Gary Gregory added a comment - 16/Nov/07 05:59 PM
I've had a need for this in the past as well. This will happen much quicker if you submit a patch for code and unit tests with your request

Henri Yandell added a comment - 30/May/08 06:26 AM
No patches to date, so moving out of the 1.4 release plan.

Julius Davies added a comment - 17/Jul/09 11:37 PM - edited
codec59.patch attached. It introduces two new methods:

public String Base64.encodeToString( byte[] b )

public byte[] Base64.decodeFromString( String s )

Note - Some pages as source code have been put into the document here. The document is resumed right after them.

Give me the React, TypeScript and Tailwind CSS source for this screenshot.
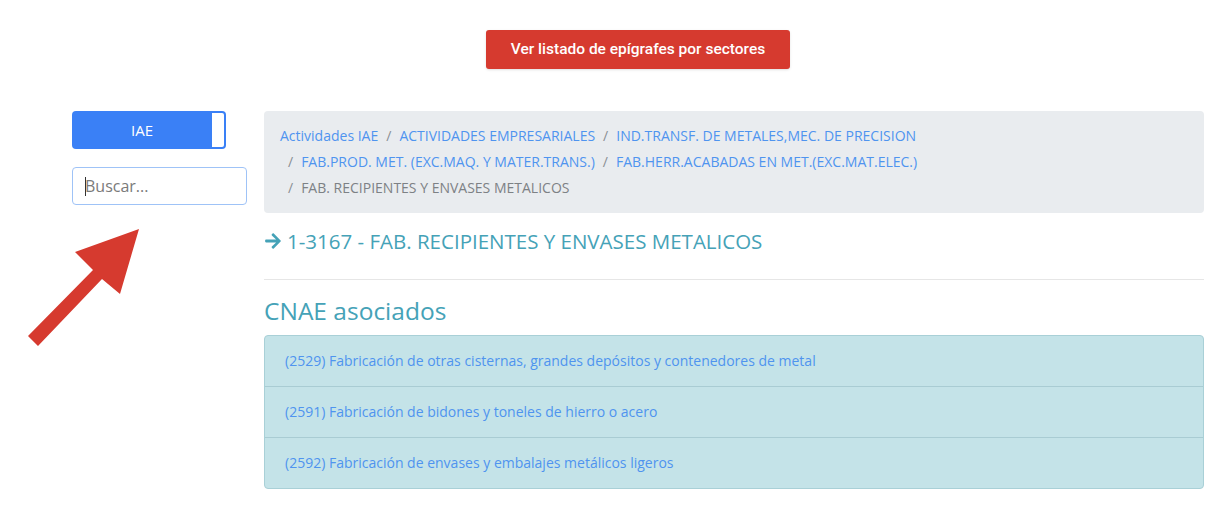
import React from 'react'

const crumbs = [
  'Actividades IAE',
  'ACTIVIDADES EMPRESARIALES',
  'IND.TRANSF. DE METALES,MEC. DE PRECISION',
  'FAB.PROD. MET. (EXC.MAQ. Y MATER.TRANS.)',
  'FAB.HERR.ACABADAS EN MET.(EXC.MAT.ELEC.)',
]

const cnae = [
  '(2529) Fabricación de otras cisternas, grandes depósitos y contenedores de metal',
  '(2591) Fabricación de bidones y toneles de hierro o acero',
  '(2592) Fabricación de envases y embalajes metálicos ligeros',
]

export default function App() {
  return (
    <div className="relative min-h-[508px] bg-white pl-[72px] pr-[18px] pt-[30px] font-['Open_Sans',sans-serif]">
      {/* botón superior */}
      <div className="flex justify-center">
        <button className="h-[39px] rounded-[3px] bg-[#d63a2f] px-[25px] font-['Roboto',sans-serif] text-[15.5px] font-medium text-white shadow-sm">
          Ver listado de epígrafes por sectores
        </button>
      </div>

      <div className="mt-[42px] flex gap-[17px]">
        {/* columna izquierda */}
        <div className="flex w-[175px] shrink-0 flex-col">
          <div className="flex h-[38px] w-[154px]">
            <div className="flex flex-1 items-center justify-center rounded-l-[4px] bg-[#3a80f6] text-[15px] text-white">
              IAE
            </div>
            <div className="w-[14px] rounded-r-[4px] border-2 border-l-0 border-[#3a80f6] bg-white" />
          </div>
          <div className="relative mt-[18px]">
            <input
              placeholder="Buscar..."
              className="h-[38px] w-full rounded-[4px] border border-[#9fc3f7] px-[12px] text-[16px] text-[#495057] outline-none placeholder:text-[#7a7a7a]"
            />
            <div className="absolute left-[13px] top-[10px] h-[19px] w-px bg-[#333]" />
          </div>
        </div>

        {/* contenido principal */}
        <div className="min-w-0 flex-1">
          <div className="flex flex-wrap rounded-[4px] bg-[#e9ecef] px-4 py-3 text-[14px] leading-[26px]">
            {crumbs.map((c, i) => (
              <span key={c} className="flex">
                {i > 0 && <span className="pl-2 pr-2 text-[#8a8f94]">/</span>}
                <span className="text-[#4f94ef]">{c}</span>
              </span>
            ))}
            <span className="flex">
              <span className="pl-2 pr-2 text-[#8a8f94]">/</span>
              <span className="text-[#7d8185]">FAB. RECIPIENTES Y ENVASES METALICOS</span>
            </span>
          </div>

          <h2 className="mt-[13px] flex items-center gap-[5px] text-[20.5px] leading-[30px] text-[#45a2b7]">
            <svg width="18" height="18" viewBox="0 0 448 512" fill="currentColor">
              <path d="M190.5 66.9l22.2-22.2c9.4-9.4 24.6-9.4 33.9 0L441 239c9.4 9.4 9.4 24.6 0 33.9L246.6 467.3c-9.4 9.4-24.6 9.4-33.9 0l-22.2-22.2c-9.5-9.5-9.3-25 .4-34.3L311.4 296H24c-13.3 0-24-10.7-24-24v-32c0-13.3 10.7-24 24-24h287.4L190.9 101.2c-9.8-9.3-10-24.8-.4-34.3z" />
            </svg>
            1-3167 - FAB. RECIPIENTES Y ENVASES METALICOS
          </h2>

          <hr className="mt-[23px] border-t border-[#e6e6e6]" />

          <h3 className="mt-[15px] text-[24.5px] leading-[32px] text-[#45a2b7]">CNAE asociados</h3>

          <div className="mt-[8px] overflow-hidden rounded-[4px] border border-[#a9d0d7] bg-[#c4e3e8]">
            {cnae.map((c, i) => (
              <div
                key={c}
                className={`px-[20px] py-[12px] text-[14px] leading-[26px] text-[#4f94ef] ${i > 0 ? 'border-t border-[#a9ccd3]' : ''}`}
              >
                {c}
              </div>
            ))}
          </div>
        </div>
      </div>

      {/* flecha roja */}
      <svg className="absolute left-0 top-0" width="160" height="360" viewBox="0 0 160 360">
        <polygon
          points="139,229 75,252 93,270 28,336 38,346 102,279 120,294"
          fill="#d63a2f"
        />
      </svg>
    </div>
  )
}
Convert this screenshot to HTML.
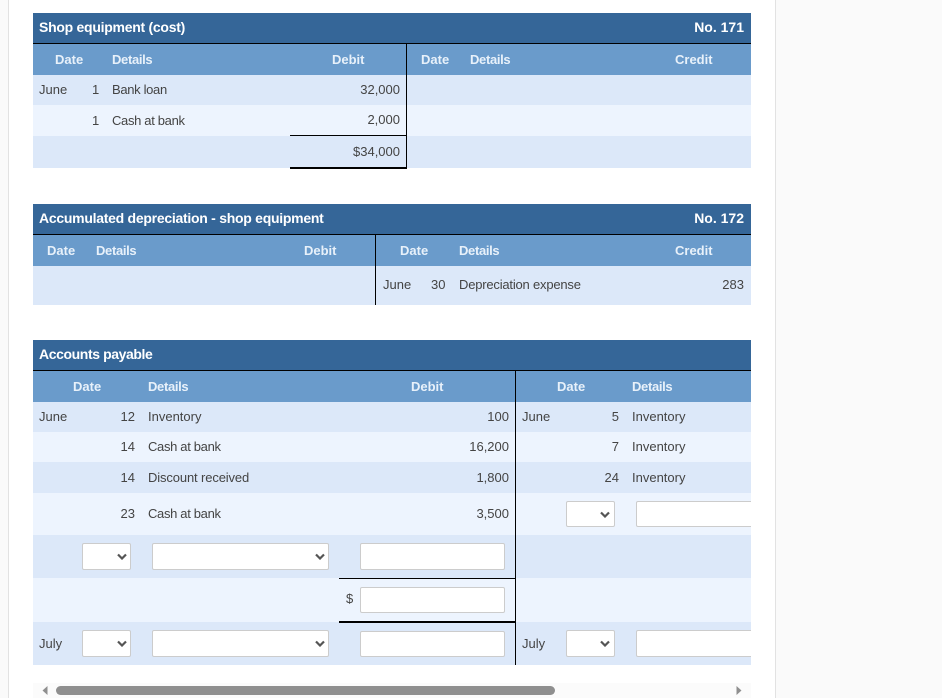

The String the first method produces chunks the output into 76-character lines. If consumers want very-long single lines instead they can run .replaceAll("\r\n", "") against the output. (I chose chunking as default behaviour because starting with a very-long-line and breaking it into chunks is more of a pain).

Even if this patch is not accepted, I strongly recommend taking in these 5 lines, since they fix a very subtle and rare bug (newly introduced in CODEC-69 I suspect):

@@ -698,7 +715,11 @@
             len += 4 - mod;
         }
         if (isChunked) {
-            len += (1 + (len / CHUNK_SIZE)) * CHUNK_SEPARATOR.length;
+            boolean lenChunksPerfectly = len % CHUNK_SIZE == 0;
+            len += (len / CHUNK_SIZE) * CHUNK_SEPARATOR.length;
+            if (!lenChunksPerfectly) {
+                len += CHUNK_SEPARATOR.length;
+            }
         }

Gary Gregory added a comment - 19/Jul/09 03:16 PM
About the "5 lines" fix: can you provide a test that shows the bug. It would be good to see a test to address this fix specifically.

Julius Davies added a comment - 20/Jul/09 04:29 PM
The tests already included in the patch cover the bug. If you accept everything in the patch except Base64.java, I think you just need to add a test like this:

byte[] result Base64.encodeBase64(Base64TestData.DECODED, true);
byte[] expectedResult = Base64TestData.ENCODED_76_CHARS_PER_LINE.replaceAll("\n", "\r\n").getBytes("UTF-8");
assertTrue("lenChunksPerfectly", Arrays.equals(result, expectedResult));

Because Base64TestData.DECODED encodes into a multiple of 76 the original code creates an array that is slightly too big to hold it. The result array ends up having two 0 bytes at the very end.


Julius Davies added a comment - 27/Jul/09 04:50 AM
Attached file (codec59-but-only-after-codec81.patch) seems to work!

Julius Davies added a comment - 27/Jul/09 06:46 PM
Attached patch introduces following "String" methods to Base64.java:

Non-Static methods:
-------------------------------
1. public byte[] decode(String pArray)
2. public String encodeToString(byte[] pArray) {

Static methods:
-------------------------------
3. public static byte[] decodeBase64(String base64String)
4. public static String encodeBase64String(byte[] binaryData)
5. public static String encodeBase64URLSafeString(byte[] binaryData)

The patch can only be applied after both of the CODEC-81 patches have been applied.


Julius Davies added a comment - 28/Jul/09 07:24 PM
Attached codec59-2009-07-28.patch.

Introduces the String oriented methods previously mentioned in comments here.

Also improves StringUtils handling of null input, as well as Base64.decode() of null. The reset() calls added to Base64 are pretty important I think in case people try to re-use Base64 objects, e.g.:

Base64 b64 = new Base64();
b64.encode( someThing );
b64.encode( someOtherThing );

This will only work with the reset() calls I've added as part of this patch.


Gary Gregory added a comment - 01/Aug/09 04:16 AM
Patch applied with one added test code line to keep line code coverage at 100%. Branch coverage up to 92% from 91%.